France’s Bouygues fails to find a consolidation deal, plans to slash workforce

via Flickr © Francois (CC BY 2.0)

via Flickr © Francois (CC BY 2.0)

Having failed to agree ‘consolidation’ terms with any of France’s other three mobile operators, Bouygues has decided to play chicken with its employees, presumably in the hope that the left-leaning government will knock heads together and an acceptable deal will materialise.

France’s third biggest mobile operator has announced that it plans to cut a substantial 1,516 employees  - 17 per cent of its entire workforce. It claims that this will enable it to reduce its costs enough to survive in what has become a highly competitive mobile market since the arrival of Iliad’s Free.

All the French players [except Free itself of course] have been loudly complaining for several years that they French market is too competitive and is on a certain death spiral unless someone (the government/regulator) were to step in and sort it out.  

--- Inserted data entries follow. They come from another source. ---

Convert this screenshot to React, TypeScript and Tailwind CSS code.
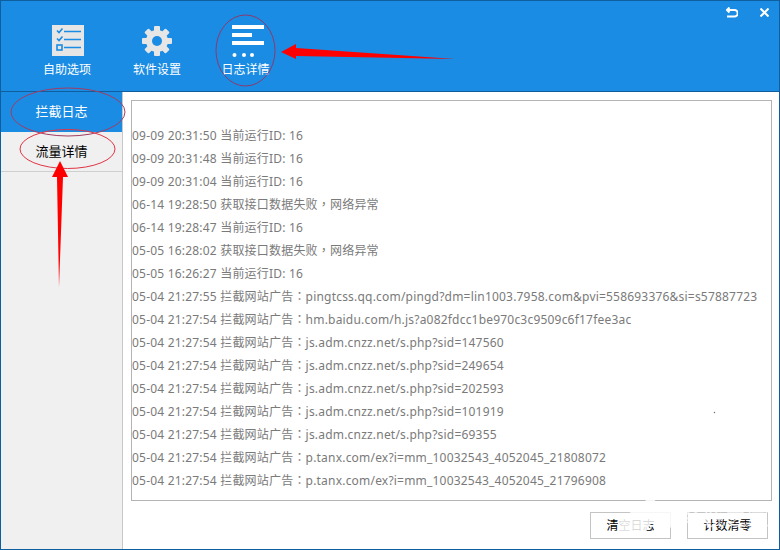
const logLines = [
    '09-09 20:31:50 当前运行ID: 16',
    '09-09 20:31:48 当前运行ID: 16',
    '09-09 20:31:04 当前运行ID: 16',
    '06-14 19:28:50 获取接口数据失败，网络异常',
    '06-14 19:28:47 当前运行ID: 16',
    '05-05 16:28:02 获取接口数据失败，网络异常',
    '05-05 16:26:27 当前运行ID: 16',
    '05-04 21:27:55 拦截网站广告：pingtcss.qq.com/pingd?dm=lin1003.7958.com&pvi=558693376&si=s57887723',
    '05-04 21:27:54 拦截网站广告：hm.baidu.com/h.js?a082fdcc1be970c3c9509c6f17fee3ac',
    '05-04 21:27:54 拦截网站广告：js.adm.cnzz.net/s.php?sid=147560',
    '05-04 21:27:54 拦截网站广告：js.adm.cnzz.net/s.php?sid=249654',
    '05-04 21:27:54 拦截网站广告：js.adm.cnzz.net/s.php?sid=202593',
    '05-04 21:27:54 拦截网站广告：js.adm.cnzz.net/s.php?sid=101919',
    '05-04 21:27:54 拦截网站广告：js.adm.cnzz.net/s.php?sid=69355',
    '05-04 21:27:54 拦截网站广告：p.tanx.com/ex?i=mm_10032543_4052045_21808072',
    '05-04 21:27:54 拦截网站广告：p.tanx.com/ex?i=mm_10032543_4052045_21796908',
];

const ChecklistIcon = () => (
    <svg className="ml-[2px]" width="32" height="32" viewBox="0 0 32 32">
        <rect width="32" height="31" fill="#e6e6e6" />
        <g stroke="#1a8ce4" strokeWidth="1.6" fill="none">
            <path d="M12 6.5h17M12 14.5h17M12 22.5h17" />
            <path d="M5 5.5l2 2 3.5-4M5 13.5l2 2 3.5-4" />
            <rect x="5" y="20" width="5" height="5" />
        </g>
    </svg>
);

const GearIcon = () => (
    <svg width="32" height="32" viewBox="0 0 32 32">
        <g fill="#e6e6e6">
            <circle cx="16" cy="16" r="11" />
            <rect x="13" y="1" width="6" height="30" rx="1" />
            <rect x="13" y="1" width="6" height="30" rx="1" transform="rotate(45 16 16)" />
            <rect x="13" y="1" width="6" height="30" rx="1" transform="rotate(90 16 16)" />
            <rect x="13" y="1" width="6" height="30" rx="1" transform="rotate(135 16 16)" />
        </g>
        <circle cx="16" cy="16" r="5" fill="#1a8ce4" />
    </svg>
);

const LogIcon = () => (
    <svg className="ml-[2px]" width="32" height="32" viewBox="0 0 32 32">
        <g fill="#fff">
            <rect x="0" y="0" width="32" height="4" />
            <rect x="0" y="8" width="20" height="4" />
            <rect x="0" y="16" width="32" height="4" />
            <circle cx="2.5" cy="30" r="2" />
            <circle cx="12" cy="30" r="2" />
            <circle cx="20" cy="30" r="2" />
        </g>
    </svg>
);

const ToolButton = ({ icon, label, labelClass = '' }: { icon: React.ReactNode; label: string; labelClass?: string }) => (
    <div className="flex w-[90px] flex-col items-center pt-6">
        {icon}
        <span className={`mt-[5px] text-xs leading-[16px] text-white ${labelClass}`}>{label}</span>
    </div>
);

// the picture's fullwidth punctuation sits centred in its cell, as in the TC font
const LogLine = ({ line }: { line: string }) => (
    <div className="h-[23px] whitespace-nowrap">
        {line.split(/([：，])/).map((part, i) =>
            part === '：' || part === '，' ? (
                <span key={i} className="font-['Noto_Sans_CJK_TC',sans-serif] leading-none">{part}</span>
            ) : (
                part
            ),
        )}
    </div>
);

const App = () => {
    return (
        <div className="relative flex h-[550px] w-[780px] flex-col overflow-hidden border-x border-b border-[#0f5f9f] bg-white font-['Noto_Sans','Noto_Sans_CJK_SC',sans-serif]">
            <header className="relative flex h-[92px] shrink-0 border-y border-[#0f5f9f] bg-[#1a8ce4] pl-[21px]">
                <ToolButton icon={<ChecklistIcon />} label="自助选项" />
                <ToolButton icon={<GearIcon />} label="软件设置" />
                <ToolButton icon={<LogIcon />} label="日志详情" labelClass="-ml-[3px]" />
                <div className="absolute right-[10px] top-[6px] flex items-center gap-[22px]">
                    <svg width="12" height="11" viewBox="0 0 12 11" fill="none" stroke="#fff" strokeWidth="2">
                        <path d="M1 3h7.5a2.5 2.5 0 0 1 0 6.5H1M3.5 0.5L1 3l2.5 2.5" />
                    </svg>
                    <svg width="9" height="9" viewBox="0 0 9 9" fill="none" stroke="#fff" strokeWidth="2">
                        <path d="M0.5 0.5l8 8M8.5 0.5l-8 8" />
                    </svg>
                </div>
            </header>

            <div className="flex min-h-0 flex-1">
                <aside className="w-[122px] shrink-0 border-r border-[#c8c8c8] bg-[#f0f0f0] text-center text-[13px]">
                    <div className="flex h-10 items-center justify-center bg-[#1a8ce4] text-white">拦截日志</div>
                    <div className="flex h-10 items-center justify-center border-b border-[#cfcfcf] text-black">流量详情</div>
                </aside>

                <main className="flex min-w-0 flex-1 flex-col pl-2 pr-[7px] pt-2">
                    <div className="h-[401px] border border-[#b4b4b4] pr-[13px] pt-[23px]">
                        <div className="overflow-hidden text-xs leading-[23px] tracking-[0.2px] text-[#7a7a7a]">
                            {logLines.map((line) => (
                                <LogLine key={line} line={line} />
                            ))}
                        </div>
                    </div>
                    <div className="mt-[11px] flex justify-end gap-4 pr-1 text-xs text-black">
                        <button type="button" className="h-[27px] w-[81px] border border-[#c4c4c4] bg-white">清空日志</button>
                        <button type="button" className="h-[27px] w-[81px] border border-[#c4c4c4] bg-white">计数清零</button>
                    </div>
                </main>
            </div>

            {/* annotations drawn on top of the screenshot */}
            <svg className="pointer-events-none absolute left-[-1px] top-0" width="780" height="550" viewBox="0 0 780 550" fill="none">
                <ellipse cx="245.5" cy="50.5" rx="29.5" ry="35.5" stroke="#8c3a6c" strokeWidth="1" />
                <ellipse cx="68" cy="112" rx="57" ry="24" stroke="#a23c62" strokeWidth="1" />
                <ellipse cx="67.5" cy="149" rx="47.5" ry="19.5" stroke="#e03444" strokeWidth="1" />
                <polygon points="281,52 296,44 296,48 455,59 296,56 296,59" fill="#ff0000" />
                <polygon points="60,161 68,177 63,177 59,287 57,177 52,177" fill="#ff0000" />
                <circle cx="714.5" cy="412.5" r="0.7" fill="#666" />
                {/* site watermark logo */}
                <polygon points="650,497 680,518 668,530 652,522 642,538 620,538 618,522" fill="#fff" fillOpacity="0.85" />
            </svg>
            <span className="pointer-events-none absolute left-[680px] top-[503px] text-[22px] leading-[26px] text-white/70">系统之家</span>
        </div>
    );
};

export default App;
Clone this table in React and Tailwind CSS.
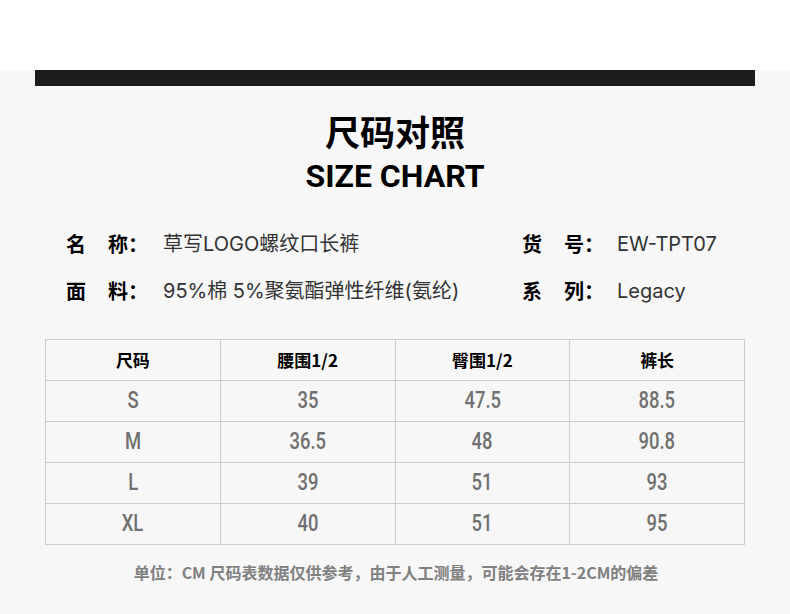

The trouble started in 2011 when Iliad made a roaming agreement with market leader, Orange, under which its mobile arm, Free, would act as an MVNO using Orange’s network as it built out its own. Under the terms of its licence, Free Mobile had to cover 27 per cent  of the French population by January 2012, 75 per cent by January 2015 and 90 per cent by January 2018. It has so far met and bettered these targets.

But its cut price telephony approach has infuriated the other players, including Orange which hammered out the original MVNO arrangement.

Eventually Bouygues, the challenger network up to the arrival of Free, decided to consolidate the market by buying its larger rival, SFR, owned by media conglomerate Vivendi, which was known to be considering a move out of the mobile market. To allay competition fears it offered to sell off its own network to the number four operator, the disruptive Free. It was a sort of network shuffle.  

Nice try, but the potential move left only three networks, a situation unlikely to enthuse the European competition authorities. In the event that deal fell through when Vivendi, sensing its moment, sold SFR to cable company Numericable which was looking to become a quad player. 

Now the French market still had its four players and still had its apparently disabling price war. With SFR  under the wing of a player with expansion plans - that left Bouygues looking very vulnerable.
 
Since March, Bouygues has therefore been holding talks with its peers trying to thrash out some sort of alternative consolidation deal. Those negotiations have got nowhere and the result has been this week’s independence plan and accompanying job slashing threat. 

Like a rock star leaving the stage but also leaving the lights down to indicate a certain return after a period of clapping and whistling, Bouygues is offering no reasons for the failure (nothing that might upset a return to talks) and observers don’t rule out the possibility that they will resume.